Mapplethorpe left for San Francisco as a result of the breakup. “There’s freedom there,” he explained, according to Smith’s account in Just Kids. “I have to find out who I am.”
In the 1960s, San Francisco was synonymous with sexual tolerance in the United States. The gay community had become increasingly visible there as homosexuals renovated Victorian homes and opened shops, bars, and restaurants in the Castro. This, coupled with the surge of hippies in Haight-Ashbury, made San Francisco the perfect refuge for the young artist intent on sorting himself out.
Upon Mapplethorpe’s return to New York, Smith describes him as “both triumphant and troubled.” But the San Francisco sojourn marked a major turning point in his life: He began his first male relationship with a boy named Terry. “It was like it happened overnight,” explains Smith. “The gay thing wasn’t there, and then suddenly it was.”
Mapplethorpe quickly became obsessed with his emerging sexuality and embraced all things homoerotic. His desire found its way into his art as he began making collages out of gay pornography. At the same time, a new form of homoeroticism had been emerging in gay culture influenced by the graphic art of Tom of Finland, defined by men sporting black leather jackets, motorcycle caps, and knee-high leather boots. This new image celebrated a kind of hypermasculinity and challenged more stereotypical, effeminate notions of homosexuality—in turn making it easier for some men to accept their sexuality. Morrisroe quotes Mapplethorpe: “There was no going back. I had found my form of sex.”

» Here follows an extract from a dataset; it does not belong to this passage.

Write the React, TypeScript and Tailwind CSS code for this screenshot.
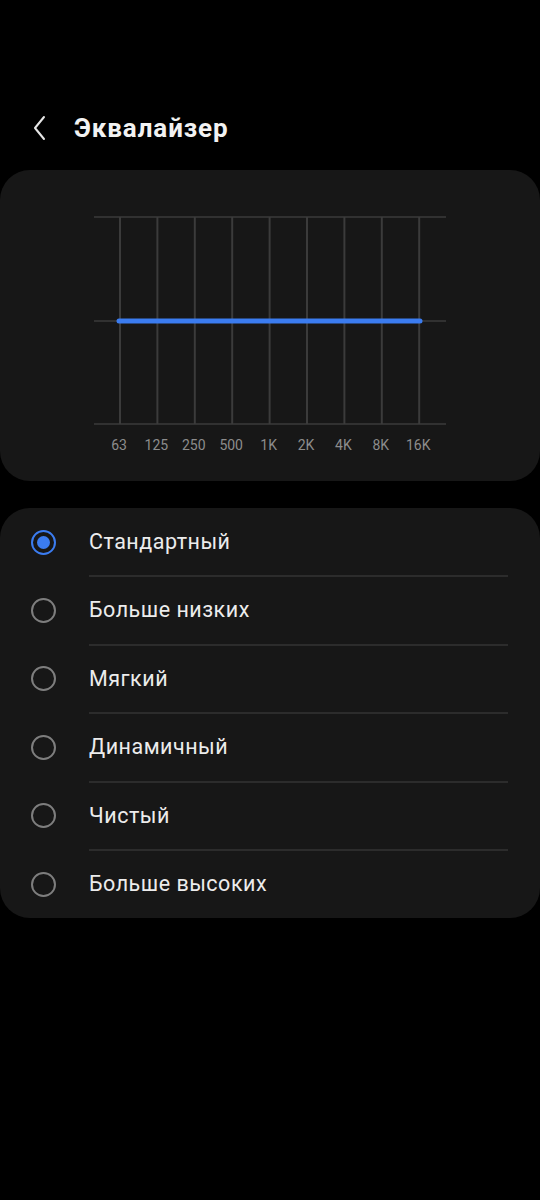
import React, { useState } from 'react';

const bands = ['63', '125', '250', '500', '1K', '2K', '4K', '8K', '16K'];
const presets = ['Стандартный', 'Больше низких', 'Мягкий', 'Динамичный', 'Чистый', 'Больше высоких'];

const xs = bands.map((_, i) => 120 + i * 37.4);

const EqChart: React.FC = () => (
  <svg width="540" height="210" viewBox="0 0 540 210" className="block">
    {[1, 105, 208].map(y => (
      <line key={y} x1="94" x2="446" y1={y} y2={y} stroke="#3b3b3b" strokeWidth="1.5" />
    ))}
    {xs.map(x => (
      <line key={x} x1={x} x2={x} y1="1" y2="208" stroke="#3b3b3b" strokeWidth="2" />
    ))}
    <line x1="119" x2="420" y1="105" y2="105" stroke="#3b7cf0" strokeWidth="5" strokeLinecap="round" />
  </svg>
);

const App: React.FC = () => {
  const [selected, setSelected] = useState(0);

  return (
    <div className="w-[540px] h-[1200px] overflow-hidden bg-black text-white pt-[98px]" style={{ fontFamily: 'Roboto, "Noto Sans", sans-serif' }}>
      {/* Header */}
      <div className="flex items-center h-[60px] pl-[30px]">
        <svg width="20" height="26" viewBox="0 0 20 26" className="mr-[24px]">
          <path d="M14 2 L5 13 L14 24" fill="none" stroke="#e6e6e6" strokeWidth="2" strokeLinecap="round" strokeLinejoin="round" />
        </svg>
        <h1 className="text-[26px] font-bold tracking-[0.9px] text-[#f2f2f2]">Эквалайзер</h1>
      </div>

      {/* Chart card */}
      <div className="mt-[12px] bg-[#171717] rounded-[30px] pt-[46px] pb-[27px]">
        <EqChart />
        <div className="relative h-[18px] mt-[10px]">
          {bands.map((b, i) => (
            <span
              key={b}
              className="absolute top-0 w-[40px] -ml-[20px] text-center text-[14px] leading-[18px] text-[#8c8c8c]"
              style={{ left: xs[i] - 1 }}
            >
              {b}
            </span>
          ))}
        </div>
      </div>

      {/* Presets */}
      <div className="mt-[27px] bg-[#171717] rounded-[30px]">
        {presets.map((p, i) => (
          <button
            key={p}
            onClick={() => setSelected(i)}
            className="w-full flex items-center h-[68.4px] text-left relative"
          >
            <span className="w-[89px] flex justify-center pr-[2px] shrink-0">
              {selected === i ? (
                <span className="w-[25px] h-[25px] rounded-full border-[2.5px] border-[#3b7cf0] flex items-center justify-center">
                  <span className="w-[13px] h-[13px] rounded-full bg-[#3b7cf0]" />
                </span>
              ) : (
                <span className="w-[25px] h-[25px] rounded-full border-2 border-[#7e7e7e]" />
              )}
            </span>
            <span className="text-[21.5px] tracking-[0.5px] text-[#ececec]">{p}</span>
            {i < presets.length - 1 && (
              <span className="absolute bottom-[-1px] left-[89px] right-[32px] h-[2px] bg-[#2c2c2c]" />
            )}
          </button>
        ))}
      </div>
    </div>
  );
};

export default App;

The leather subculture held great appeal for Mapplethorpe, serving as a space in which to indulge in his sexual difference while shedding those saintly expectations imposed on him as a child—and eventually all family ties entirely. Soon, pictures of men in Harley-Davidson motorcycle caps and leather pants appeared in his collages.
Mapplethorpe soon realized that he was in a position to document the 1970s gay BDSM scene. He returned to San Francisco in order to gain the appropriate connections that would allow him access to the “leather men” he wanted to feature in his work. He approached Jack Fritscher of Drummer magazine, a national publication for gay leather enthusiasts, which celebrated homomasculinity. “Robert figured if he could get a cover of Drummer, men would give in quicker and allow him to photograph them,” Fritscher told Morrisroe. He eventually got that cover.
In a recent interview, Fritscher described facilitating Mapplethorpe’s entrée into the San Francisco leather scene to me: “I assisted him at work in the Twin Peaks condo where I set up a shoot of my other lover, physique champion Jim Enger. I drove him in my rugged 1969 Toyota Land Cruiser to scout the cement bunkers on the Marin Headlands for the ‘piss-photo’ shoot of ‘Jim and Tom, Sausalito.’ I vouched for him when he wanted to shoot my playmate Cynthia Slater in the dark dungeon of the Catacombs fisting palace. None of those photos would exist had he not come to San Francisco with MDA, poppers, and flowers in his hair.”
Mapplethorpe’s success seemed to grow in concert with his self-acceptance and confidence. Viewed ungenerously, his artistic ambitions could easily be oversimplified as a selfish pursuit of fame and success—a trap into which Look at the Pictures regrettably falls. In the film, we witness sentimental anecdotes from family, friends, and colleagues about this selfishness that seem somewhat petty when talking about what it took for such a talented artist to do his work. At one point, Marcus Leatherdale, an ex-lover, is read an unflattering letter that Mapplethorpe had written about him, which then provokes more negative sentiments.
To be sure, Mapplethorpe made compromises that many ordinary Americans would find questionable. But as he fully reconciled himself to his sexuality, perhaps this singlemindedness had less to do with greed and more to do with the pursuit of his true self through art. “The whole point of being an artist or making a statement is to learn about yourself. I think that’s the most important part,” says Mapplethorpe in the film. “The photographs, I think, are less important than the life that one is leading.”
Despite its flaws, Look at the Pictures—thanks to the broad reach of HBO—will deliver a significant part of queer history to viewers who may never have learned about it otherwise. Still, it’s unfortunate that the filmmakers failed to grapple with the role sexuality played in pushing the artist to define his vision. He overcame a grueling conflict between upbringing and desire that still imprisons many gay men in America today. He searched for his soul at all costs and found it—to the benefit of art history and gay history alike—in the refuge of his work.